##### Data block
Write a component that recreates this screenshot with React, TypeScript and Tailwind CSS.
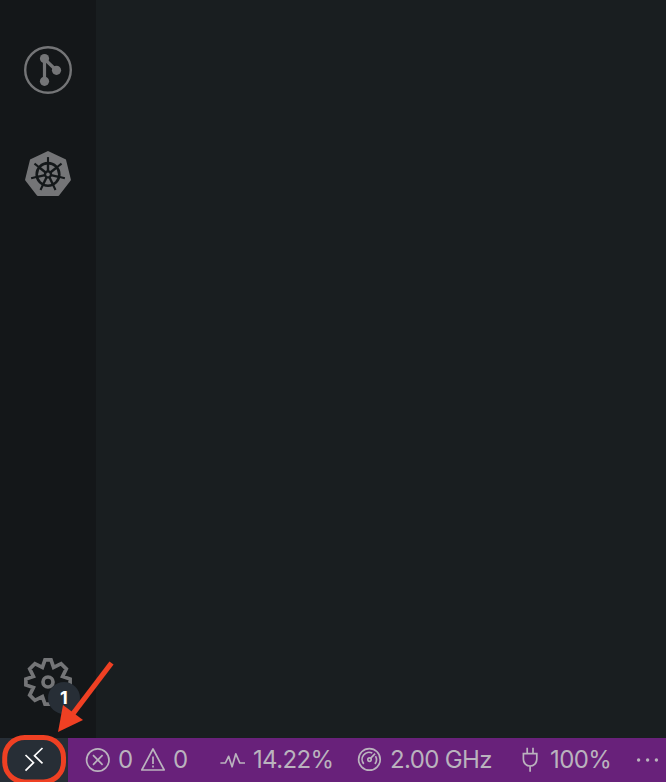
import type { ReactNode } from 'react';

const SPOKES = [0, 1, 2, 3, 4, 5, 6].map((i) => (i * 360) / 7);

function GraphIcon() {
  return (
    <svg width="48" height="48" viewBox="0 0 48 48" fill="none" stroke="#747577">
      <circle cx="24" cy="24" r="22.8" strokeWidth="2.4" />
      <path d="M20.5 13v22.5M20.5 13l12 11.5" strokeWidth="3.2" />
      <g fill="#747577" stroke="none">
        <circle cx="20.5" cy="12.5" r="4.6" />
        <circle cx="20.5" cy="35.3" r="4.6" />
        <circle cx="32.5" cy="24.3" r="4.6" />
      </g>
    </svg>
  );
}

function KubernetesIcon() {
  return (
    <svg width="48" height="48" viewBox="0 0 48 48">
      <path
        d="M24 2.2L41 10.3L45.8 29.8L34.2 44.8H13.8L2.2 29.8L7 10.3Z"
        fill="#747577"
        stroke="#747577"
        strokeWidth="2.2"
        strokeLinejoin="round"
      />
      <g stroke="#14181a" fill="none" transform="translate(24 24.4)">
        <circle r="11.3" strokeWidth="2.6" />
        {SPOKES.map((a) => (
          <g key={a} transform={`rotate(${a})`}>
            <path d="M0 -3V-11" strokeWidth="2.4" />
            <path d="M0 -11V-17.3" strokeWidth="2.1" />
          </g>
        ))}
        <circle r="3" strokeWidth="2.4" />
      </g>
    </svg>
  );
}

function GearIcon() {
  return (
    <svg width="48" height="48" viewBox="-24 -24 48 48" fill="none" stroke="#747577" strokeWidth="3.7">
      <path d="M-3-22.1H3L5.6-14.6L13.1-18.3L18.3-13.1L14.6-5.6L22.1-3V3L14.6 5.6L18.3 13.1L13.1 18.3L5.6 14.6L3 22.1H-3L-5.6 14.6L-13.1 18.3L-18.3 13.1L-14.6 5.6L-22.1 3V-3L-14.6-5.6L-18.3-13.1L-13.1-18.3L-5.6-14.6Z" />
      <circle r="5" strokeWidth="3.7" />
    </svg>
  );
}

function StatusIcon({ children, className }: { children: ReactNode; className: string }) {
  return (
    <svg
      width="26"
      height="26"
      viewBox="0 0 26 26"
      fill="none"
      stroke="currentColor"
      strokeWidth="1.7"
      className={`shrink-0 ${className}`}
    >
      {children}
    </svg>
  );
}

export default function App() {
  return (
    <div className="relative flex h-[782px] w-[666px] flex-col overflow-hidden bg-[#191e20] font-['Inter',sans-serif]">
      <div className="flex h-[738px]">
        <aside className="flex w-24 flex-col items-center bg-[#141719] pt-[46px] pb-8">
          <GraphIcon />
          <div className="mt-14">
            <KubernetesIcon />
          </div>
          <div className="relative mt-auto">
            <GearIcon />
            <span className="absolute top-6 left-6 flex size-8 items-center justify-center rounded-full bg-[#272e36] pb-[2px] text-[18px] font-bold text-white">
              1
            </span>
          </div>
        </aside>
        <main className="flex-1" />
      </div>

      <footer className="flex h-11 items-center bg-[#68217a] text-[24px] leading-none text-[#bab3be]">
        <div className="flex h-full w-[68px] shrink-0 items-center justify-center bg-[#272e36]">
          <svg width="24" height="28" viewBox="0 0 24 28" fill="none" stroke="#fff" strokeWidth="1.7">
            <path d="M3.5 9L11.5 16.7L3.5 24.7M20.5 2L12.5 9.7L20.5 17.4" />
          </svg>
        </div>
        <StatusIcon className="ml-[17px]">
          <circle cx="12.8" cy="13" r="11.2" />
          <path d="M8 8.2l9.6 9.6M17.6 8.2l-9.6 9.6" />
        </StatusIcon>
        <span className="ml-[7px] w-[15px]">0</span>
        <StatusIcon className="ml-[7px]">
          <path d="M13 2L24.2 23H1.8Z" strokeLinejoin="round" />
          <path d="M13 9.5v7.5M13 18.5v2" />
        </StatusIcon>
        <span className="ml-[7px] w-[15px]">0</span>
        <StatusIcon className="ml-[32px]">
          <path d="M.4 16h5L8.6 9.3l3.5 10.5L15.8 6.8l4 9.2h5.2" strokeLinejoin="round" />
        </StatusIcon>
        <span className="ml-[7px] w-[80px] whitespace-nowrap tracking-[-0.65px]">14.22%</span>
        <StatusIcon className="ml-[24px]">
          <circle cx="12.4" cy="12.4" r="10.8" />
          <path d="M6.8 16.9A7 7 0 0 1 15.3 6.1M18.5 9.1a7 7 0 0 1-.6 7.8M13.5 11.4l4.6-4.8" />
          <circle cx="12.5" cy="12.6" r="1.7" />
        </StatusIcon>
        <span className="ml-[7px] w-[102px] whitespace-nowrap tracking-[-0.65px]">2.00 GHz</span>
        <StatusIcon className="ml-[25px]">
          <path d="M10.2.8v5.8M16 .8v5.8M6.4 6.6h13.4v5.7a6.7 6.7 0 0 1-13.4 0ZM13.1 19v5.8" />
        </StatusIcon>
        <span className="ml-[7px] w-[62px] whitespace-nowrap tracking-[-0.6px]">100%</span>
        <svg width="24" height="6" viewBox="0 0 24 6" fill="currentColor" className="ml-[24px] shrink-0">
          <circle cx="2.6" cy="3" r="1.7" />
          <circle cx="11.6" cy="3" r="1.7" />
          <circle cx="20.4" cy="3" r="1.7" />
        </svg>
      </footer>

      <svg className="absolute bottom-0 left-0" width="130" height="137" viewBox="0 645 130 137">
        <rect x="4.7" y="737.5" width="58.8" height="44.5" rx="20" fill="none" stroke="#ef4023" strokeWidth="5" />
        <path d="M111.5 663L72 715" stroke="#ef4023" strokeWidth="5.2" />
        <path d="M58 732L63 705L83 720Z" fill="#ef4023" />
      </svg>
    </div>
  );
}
##########
Your task is to reproduce exactly the lines from the start of the data above through the line containing "const SPOKES = [0, 1, 2, 3, 4, 5, 6].map((i)", leaving every picture out.

▶ **Output of the exercise**
Write a component that recreates this screenshot with React, TypeScript and Tailwind CSS.
import type { ReactNode } from 'react';

const SPOKES = [0, 1, 2, 3, 4, 5, 6].map((i) => (i * 360) / 7);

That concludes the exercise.